Signal

In February 2026, Syria formally asked Germany to halt large scale deportations of Syrian nationals, warning that mass returns would destabilise an already fragile post Assad environment. Mohammed Yaqub al Omar of Syria’s Foreign Ministry stated that 1.5 million people remain in tent camps in northern Syria, with widespread destruction of housing, schools, roads, and electricity grids.

German conservatives from the CDU and CSU argue that protection claims effectively lapsed after the fall of the Assad regime, and that deportations, beginning with criminals and public security threats, should proceed under the coalition agreement. SPD lawmakers have signalled caution, citing the absence of basic infrastructure in many regions of Syria.

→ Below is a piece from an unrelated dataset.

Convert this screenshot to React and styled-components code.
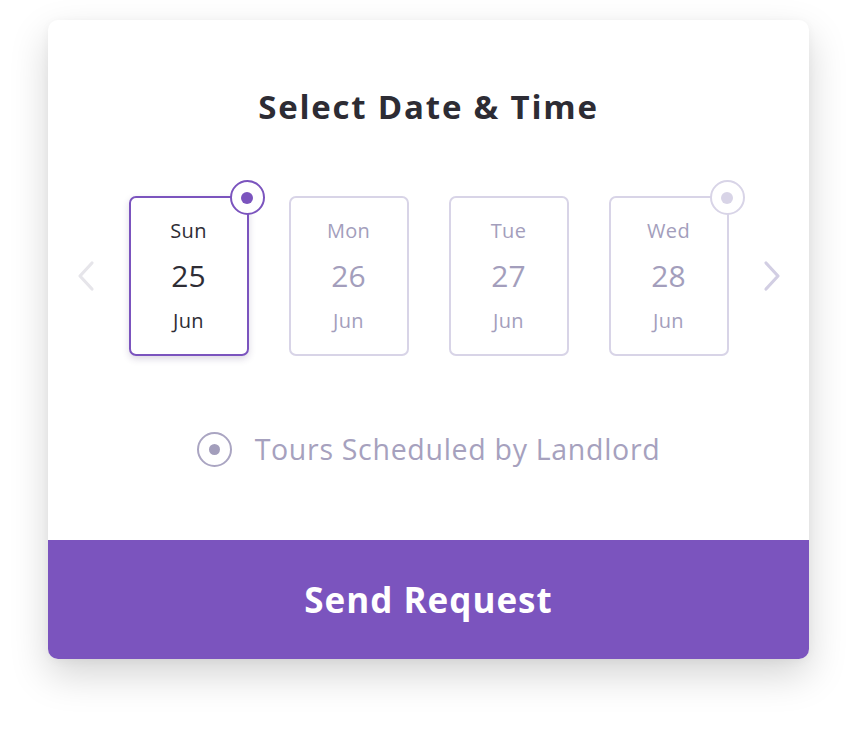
import React, { useState } from 'react';
import styled, { createGlobalStyle } from 'styled-components';

const GlobalStyle = createGlobalStyle`
  body {
    margin: 0;
    background: #ffffff;
    font-family: 'Open Sans', 'Lato', sans-serif;
  }
`;

const Page = styled.div`
  min-height: 736px;
  box-sizing: border-box;
  padding: 20px 0 0 48px;
`;

const Card = styled.div`
  width: 761px;
  height: 639px;
  background: #ffffff;
  border-radius: 10px;
  box-shadow: 0 16px 38px rgba(0, 0, 0, 0.17), 0 2px 10px rgba(0, 0, 0, 0.04);
  display: flex;
  flex-direction: column;
  overflow: hidden;
`;

const Body = styled.div`
  flex: 1;
  display: flex;
  flex-direction: column;
  align-items: center;
  padding-top: 67px;
`;

const Title = styled.h1`
  margin: 0;
  font-size: 33px;
  line-height: 40px;
  font-weight: 700;
  color: #2d2c34;
  letter-spacing: 1.8px;
`;

const DateRow = styled.div`
  display: flex;
  align-items: center;
  gap: 28px;
  margin-top: 69px;
`;

const Arrow = styled.button`
  width: 30px;
  height: 40px;
  padding: 0;
  border: none;
  background: none;
  display: flex;
  align-items: center;
  justify-content: center;
  cursor: pointer;
  color: ${p => p.$color};
`;

const Days = styled.div`
  display: flex;
  gap: 40px;
`;

const Day = styled.div`
  position: relative;
  width: 120px;
  height: 160px;
  box-sizing: border-box;
  border: 2px solid ${p => (p.$active ? '#7b54be' : '#d8d4e7')};
  border-radius: 7px;
  box-shadow: ${p => (p.$active ? '0 3px 7px rgba(60, 40, 100, 0.18)' : 'none')};
  display: flex;
  flex-direction: column;
  align-items: center;
  justify-content: center;
  gap: 16px;
  color: ${p => (p.$active ? '#2e2d35' : '#a39ebc')};
  cursor: pointer;
`;

const DayName = styled.span`
  font-size: 20px;
  line-height: 24px;
  letter-spacing: 0.3px;
`;

const DayNum = styled.span`
  font-size: 30px;
  line-height: 34px;
`;

const Badge = styled.span`
  position: absolute;
  top: -18px;
  right: -18px;
  width: 35px;
  height: 35px;
  box-sizing: border-box;
  border-radius: 50%;
  background: #ffffff;
  border: 2px solid ${p => p.$color};
  display: flex;
  align-items: center;
  justify-content: center;

  &::after {
    content: '';
    width: 12px;
    height: 12px;
    border-radius: 50%;
    background: ${p => p.$color};
  }
`;

const TourRow = styled.label`
  display: flex;
  align-items: center;
  gap: 23px;
  margin-top: 75px;
  color: #a6a1be;
  font-size: 28.5px;
  line-height: 36px;
  letter-spacing: 0.7px;
  cursor: pointer;
`;

const Radio = styled.span`
  width: 35px;
  height: 35px;
  box-sizing: border-box;
  border-radius: 50%;
  border: 2px solid #aaa5c2;
  display: flex;
  align-items: center;
  justify-content: center;

  &::after {
    content: '';
    width: 11px;
    height: 11px;
    border-radius: 50%;
    background: #a39ebc;
  }
`;

const SendButton = styled.button`
  height: 119px;
  border: none;
  background: #7b54be;
  color: #ffffff;
  font-family: 'Open Sans', sans-serif;
  font-size: 35px;
  font-weight: 700;
  letter-spacing: 1px;
  cursor: pointer;
`;

const Chevron = ({ dir }) => (
  <svg width="20" height="32" viewBox="0 0 20 32" fill="none">
    <path
      d={dir === 'left' ? 'M16 3 L4 16 L16 29' : 'M4 3 L16 16 L4 29'}
      stroke="currentColor"
      strokeWidth="3.2"
      strokeLinecap="round"
      strokeLinejoin="round"
    />
  </svg>
);

const days = [
  { name: 'Sun', num: 25 },
  { name: 'Mon', num: 26 },
  { name: 'Tue', num: 27 },
  { name: 'Wed', num: 28 },
];

export default function App() {
  const [selected, setSelected] = useState(0);

  return (
    <Page>
      <GlobalStyle />
      <Card>
        <Body>
          <Title>Select Date &amp; Time</Title>
          <DateRow>
            <Arrow $color="#e6e5ea" aria-label="previous">
              <Chevron dir="left" />
            </Arrow>
            <Days>
              {days.map((d, i) => (
                <Day key={d.num} $active={i === selected} onClick={() => setSelected(i)}>
                  {i === selected && <Badge $color="#7b54be" />}
                  {i === 3 && i !== selected && <Badge $color="#d8d4e7" />}
                  <DayName>{d.name}</DayName>
                  <DayNum>{d.num}</DayNum>
                  <DayName>Jun</DayName>
                </Day>
              ))}
            </Days>
            <Arrow $color="#d2cee3" aria-label="next">
              <Chevron dir="right" />
            </Arrow>
          </DateRow>
          <TourRow>
            <Radio />
            Tours Scheduled by Landlord
          </TourRow>
        </Body>
        <SendButton>Send Request</SendButton>
      </Card>
    </Page>
  );
}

Voluntary return programmes launched in German states in 2025 saw low uptake, despite financial incentives funded by taxpayers. The issue now sits at the intersection of coalition stability, migration control, and reconstruction capacity.

Why it matters

This is not only a migration debate. It is a sovereignty infrastructure test. Germany must balance domestic security claims against on the ground capacity in Syria. Deporting into an environment without functioning utilities, housing, or governance risks secondary instability and reputational blowback. Delaying deportations risks domestic political escalation and further polarisation, particularly with the AfD pressing for accelerated removals. For Syria, the request signals limited absorptive capacity. Reconstruction has not yet translated into credible state functionality at scale.

Strategic takeaway

Return policy without reconstruction capacity creates instability in both the sending and receiving state. Sovereign control over borders must be matched by sovereign capacity to absorb and stabilise return flows.

Investor Implications

Reconstruction lag in Syria signals constrained near term private capital entry. Large scale infrastructure rebuild in energy systems, water networks, and housing remains prerequisite to stable repatriation.

European border technology, biometric ID, and deportation logistics providers may see increased procurement if Germany operationalises staged removals. Firms operating in migration management, identity verification, and security screening stand to benefit.

Longer term, once minimum stability thresholds are met, early movers in energy systems, modular housing, and grid restoration could capture reconstruction upside, potentially backed by multilateral financing.

Watchpoints

Q2 2026 → Federal implementation framework for Syria deportations under CDU CSU SPD coalition terms.

H2 2026 → EU level coordination on Syrian return standards and reconstruction benchmarks.

2026 to 2027 → Multilateral reconstruction funding pledges tied to verified security and infrastructure metrics inside Syria.

Tactical Lexicon: Absorptive Capacity

The ability of a state to reintegrate population flows without triggering systemic stress.

Why it matters:
• Determines whether repatriation strengthens or weakens sovereignty.
• Links migration control directly to infrastructure resilience and governance depth.